What does this crash in TppRaiseHandleStatus mean?

A customer found that their program was crashing with this stack:

ntdll!TppRaiseHandleStatus
ntdll!TppSetupNextWait
ntdll!TppWaitCompletion
ntdll!TppWorkerThread
kernel32!BaseThreadInitThunk
ntdll!RtlUserThreadStart

“Since none of our code is on the stack, it is unclear what may have gone wrong here.”

A naming convention followed by many teams is to come up with a short prefix for a component and put that prefix on every function in that component. For example, all of the I/O manager functions begin with Io, then a capital letter. Furthermore, functions intended to be called from other components use the unadorned prefix, and functions that are internal to the component add a p (for private) to the prefix. For example, all of the functions internal to the I/O manager begin with Iop, then a capital letter.

(An older convention is to use the lowercase prefix to indicate internal functions. Under the older convention, the internal functions in the I/O manager would begin with io followed by a capital letter.)

Given that information about naming conventions, you can guess that the functions prefixed Tpp are functions that are internal to a component whose prefix is Tp.

And your guess would be correct. This code is from the thread pool.

One of the purposes of the thread pool is to consolidate waits. If one object wants to do something when handle A is signaled, and another object wants to do something when handle B is signaled, one way to do this is to have each object create a thread, and have that thread wait on the corresponding handle. Unfortunately, that results in two threads, and when you have a hundred objects, this results in a hundred threads, and that doesn’t scale well. Better would be to put one thread in charge of all the waiting, so that it can use Wait­For­Multiple­Objects. That way, you need only ⌈n ∕ MAXIMUM_WAIT_OBJECTS⌉ threads to wait on n handles.

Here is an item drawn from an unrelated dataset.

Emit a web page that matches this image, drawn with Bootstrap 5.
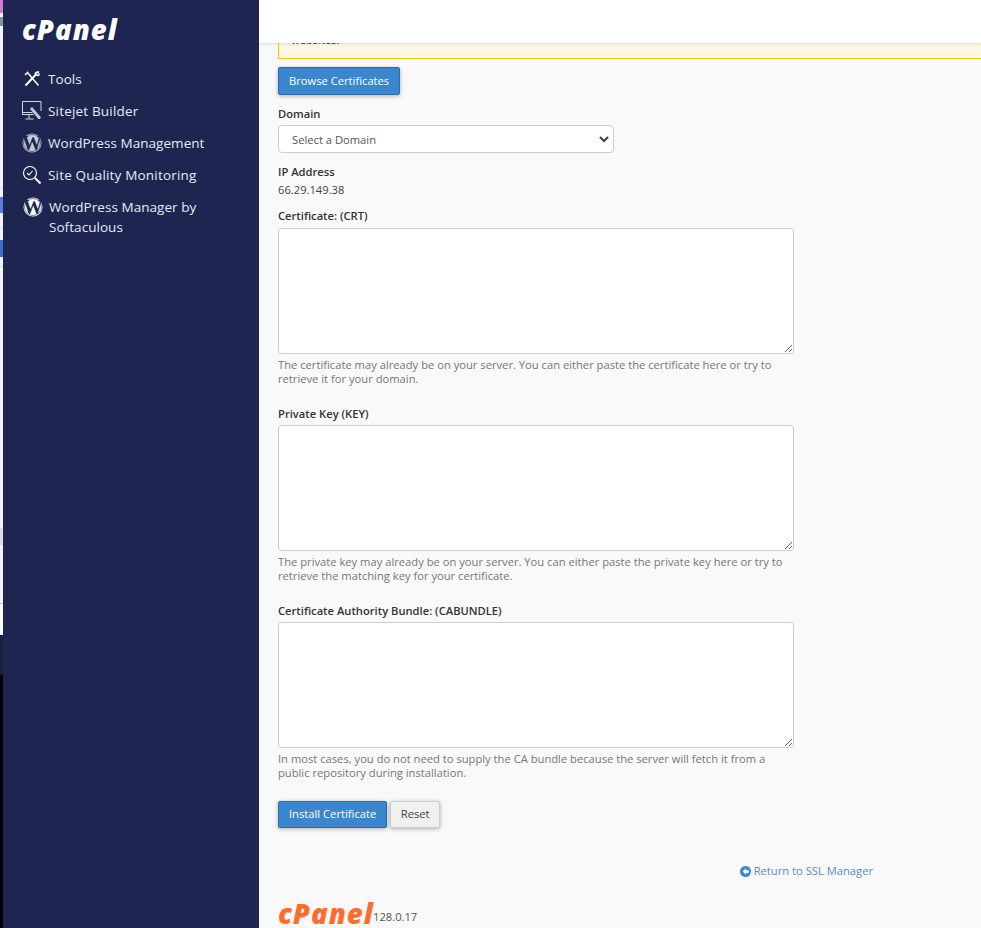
<!DOCTYPE html>
<html lang="en">
<head>
<meta charset="utf-8">
<title>Install SSL</title>
<link href="https://cdn.jsdelivr.net/npm/bootstrap@5.3.0/dist/css/bootstrap.min.css" rel="stylesheet">
<style>
html,body{height:100%;}
body{font-family:"Open Sans","Noto Sans",sans-serif;font-size:11.2px;line-height:16px;color:#333;background:#f9f9f9;overflow:hidden;}
.shell{height:928px;}
.edge-strip{width:3px;flex:none;background:linear-gradient(to bottom,#d27ad6 0 13px,#fff 13px 17px,#8a94a0 17px 26px,#f3f3f3 26px 187px,#ddd 187px 188px,#f3f3f3 188px 197px,#5b7be8 197px 213px,#f3f3f3 213px 227px,#ddd 227px 228px,#f3f3f3 228px 240px,#3a6fd0 240px 257px,#f3f3f3 257px 266px,#ddd 266px 267px,#f3f3f3 267px 528px,#ddd 528px 545px,#f3f3f3 545px 603px,#c8c8c8 603px 604px,#fff 604px 635px,#16233f 635px 675px,#000 675px);}
.side-rail{width:256px;flex:none;background:#1e2551;color:#e8eaf2;padding:0 19px;}
.brand-white{font-family:"Noto Sans",sans-serif;font-size:27.500px;line-height:40px;height:40px;margin-top:10px;margin-bottom:13px;font-weight:900;font-style:italic;color:#fff;letter-spacing:1px;}
.rail-item{display:flex;align-items:flex-start;gap:6px;font-size:13.5px;line-height:20px;padding:6px 0;color:#e8eaf2;text-decoration:none;letter-spacing:.05px;}
.rail-item.rail-wide{letter-spacing:.18px;}
.rail-item svg{flex:none;width:20px;height:20px;}
.rail-item.two-line{gap:6px;padding-left:1px;}
.work-pane{flex:1;min-width:0;background:#f9f9f9;overflow:hidden;}
.top-white{height:43px;background:#fff;box-shadow:0 1px 3px rgba(0,0,0,.12);position:relative;z-index:2;}
.pane-body{padding:0 0 0 19px;}
.clip-alert{height:16px;overflow:hidden;background:#fdf7e3;border:1px solid #f5c800;border-top:0;border-right:0;border-radius:0;margin:0;padding:0 0 0 12px;color:#333;}
.clip-alert span{display:block;margin-top:-11px;line-height:16px;}
.act-btn{font-size:11.2px;line-height:16px;padding:5px 10px;height:28px;border-radius:2px;box-shadow:0 1px 4px rgba(0,0,0,.3);}
.act-btn.act-short{height:27px;padding-top:3px;padding-bottom:5px;}
.act-blue{background:#3a87d0;border:1px solid #2a6cad;color:#fff;}
.act-grey{background:#f0f0f0;border:1px solid #ccc;color:#444;}
.act-btn.act-grey{padding-left:9.500px;padding-right:9.500px;}
.browse-row{margin-top:8px;}
.fld-label{display:block;font-weight:600;font-size:11.2px;line-height:16px;color:#333;margin:0;}
.gap-11{margin-top:11px;}
.gap-10{margin-top:10px;}
.gap-20{margin-top:20px;}
.addr-val{margin-top:2px;color:#444;}
.domain-pick{width:336px;height:28px;font-size:11.2px;line-height:16px;padding:5px 24px 3px 13px;margin-top:3px;border:1px solid #ccc;border-radius:4px;color:#555;background-image:url("data:image/svg+xml,%3csvg xmlns='http://www.w3.org/2000/svg' viewBox='0 0 10 7'%3e%3cpath fill='none' stroke='%23444' stroke-width='2.200' d='M1 1l4 4 4-4'/%3e%3c/svg%3e");background-size:10px 7px;background-position:right 4px center;}
.cert-area{width:516px;height:126px;border:1px solid #ccc;border-radius:4px;margin-top:3px;resize:vertical;min-height:0;display:block;}
.cert-first{margin-top:4px;}
.hint-text{width:516px;font-size:11.2px;line-height:14px;color:#777;margin-top:4px;}
.submit-row{margin-top:21px;gap:3px;}
.return-row{margin-top:35px;margin-right:108px;}
.ret-link{color:#5a8cc0;text-decoration:none;font-size:11.2px;gap:3px;}
.foot-row{margin-top:22px;}
.brand-orange{font-family:"Noto Sans",sans-serif;font-size:27.500px;line-height:26px;width:95px;font-weight:900;font-style:italic;color:#ff6c2c;letter-spacing:1px;}
.ver-num{font-size:11.2px;color:#555;margin-bottom:2px;}
</style>
</head>
<body>
<div class="d-flex shell">
  <div class="edge-strip"></div>
  <nav class="side-rail">
    <div class="brand-white">cPanel</div>
    <a class="rail-item" href="#">
      <svg viewBox="0 0 20 20" fill="none" stroke="#fff" stroke-width="1.500"><path d="M5 3 16.500 16.500M3 6l3-3" /><path d="M17 3.500c-2-1-4 .5-3.500 2.500L3.500 16.500" stroke-width="2"/><path d="M14 6l2.500.5 1-2"/></svg>
      <span>Tools</span></a>
    <a class="rail-item rail-wide" href="#">
      <svg viewBox="0 0 20 20" fill="none" stroke="#d5d8e4" stroke-width="1"><path d="M19 10V.5H.5v13h11"/><path d="M.5 11.500h10M7 13.500v4M3.500 18h8"/><path d="M10 6.500l8.500 10-1.500 1.500-8.500-10z" fill="#b8bccb"/></svg>
      <span>Sitejet Builder</span></a>
    <a class="rail-item" href="#">
      <svg viewBox="0 0 20 20"><circle cx="10" cy="10" r="9.500" fill="#c9ccd8"/><circle cx="10" cy="10" r="8.500" fill="none" stroke="#1e2551" stroke-width=".6"/><text x="10" y="16.500" text-anchor="middle" font-family="Liberation Serif,serif" font-weight="700" font-size="20" fill="#1e2551">W</text></svg>
      <span>WordPress Management</span></a>
    <a class="rail-item rail-wide" href="#">
      <svg viewBox="0 0 20 20" fill="none" stroke="#fff" stroke-width="1.100"><circle cx="8" cy="8" r="6.500"/><path d="M5 8l2 2 3.500-4"/><path d="M13 13l5.500 5.500" stroke-width="2"/></svg>
      <span>Site Quality Monitoring</span></a>
    <a class="rail-item two-line" href="#">
      <svg viewBox="0 0 20 20"><circle cx="10" cy="10" r="9.500" fill="#fff"/><circle cx="10" cy="10" r="8.500" fill="none" stroke="#1e2551" stroke-width=".6"/><text x="10" y="16.500" text-anchor="middle" font-family="Liberation Serif,serif" font-weight="700" font-size="20" fill="#1e2551">W</text></svg>
      <span>WordPress Manager by Softaculous</span></a>
  </nav>
  <main class="work-pane">
    <div class="top-white"></div>
    <div class="pane-body">
      <div class="alert clip-alert"><span>websites.</span></div>
      <div class="browse-row"><button type="button" class="btn act-btn act-blue">Browse Certificates</button></div>
      <form>
        <label class="fld-label gap-11" for="dom">Domain</label>
        <select id="dom" class="form-select domain-pick"><option>Select a Domain</option></select>
        <div class="fld-label gap-11">IP Address</div>
        <div class="addr-val">66.29.149.38</div>
        <label class="fld-label gap-10" for="crt">Certificate: (CRT)</label>
        <textarea id="crt" class="form-control cert-area cert-first"></textarea>
        <div class="hint-text">The certificate may already be on your server. You can either paste the certificate here or try to retrieve it for your domain.</div>
        <label class="fld-label gap-20" for="key">Private Key (KEY)</label>
        <textarea id="key" class="form-control cert-area"></textarea>
        <div class="hint-text">The private key may already be on your server. You can either paste the private key here or try to retrieve the matching key for your certificate.</div>
        <label class="fld-label gap-20" for="cab">Certificate Authority Bundle: (CABUNDLE)</label>
        <textarea id="cab" class="form-control cert-area"></textarea>
        <div class="hint-text">In most cases, you do not need to supply the CA bundle because the server will fetch it from a public repository during installation.</div>
        <div class="d-flex submit-row">
          <button type="button" class="btn act-btn act-short act-blue">Install Certificate</button>
          <button type="reset" class="btn act-btn act-short act-grey">Reset</button>
        </div>
      </form>
      <div class="return-row d-flex justify-content-end">
        <a class="ret-link d-inline-flex align-items-center" href="#">
          <svg width="11" height="11" viewBox="0 0 12 12"><circle cx="6" cy="6" r="6" fill="#3a87d0"/><path d="M6.500 2.500 3 6l3.500 3.500V7.500H9.500v-3H6.500z" fill="#fff"/></svg>
          Return to SSL Manager</a>
      </div>
      <div class="d-flex align-items-end foot-row">
        <span class="brand-orange">cPanel</span><span class="ver-num">128.0.17</span>
      </div>
    </div>
  </main>
</div>
</body>
</html>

Okay, so let’s see what this stack is telling us. I am not familiar with the thread pool’s internals, so this is all educated guesswork. It’s educated by the fact that code is not intentionally written to be impossible to understand. For example, if a function is called Tpp­Setup­Next­Wait, it probably sets up the next wait.

The thread pool started its own worker thread with Tpp­Worker­Thread; that makes sense. And then a wait completed, which was handled by Tpp­Wait­Completion. After handling that wait, the thread wants to go back to waiting until the next handle becomes signaled, which is done by the function Tpp­Setup­Next­Wait. But something went wrong, and it needs to raise a status, which is done by the Tpp­Raise­Handle­Status function. And that’s where we crashed.

What could go wrong in Tpp­Setup­Next­Wait? The most likely reason in my opinion is that the list of handles it is being asked to wait on is no longer valid, probably because an application closed a handle while it was still registered with the thread pool, so when the thread pool tried to wait on it, it got an ERROR_INVALID_HANDLE error.

The documentation for the Set­Threadpool­Wait function says,

If this handle is closed while the wait is still pending, the function’s behavior is undefined.

The customer wrote back that they have another crashing stack that points at their application code, so they have something else to work with to help pin down where the handle went bad.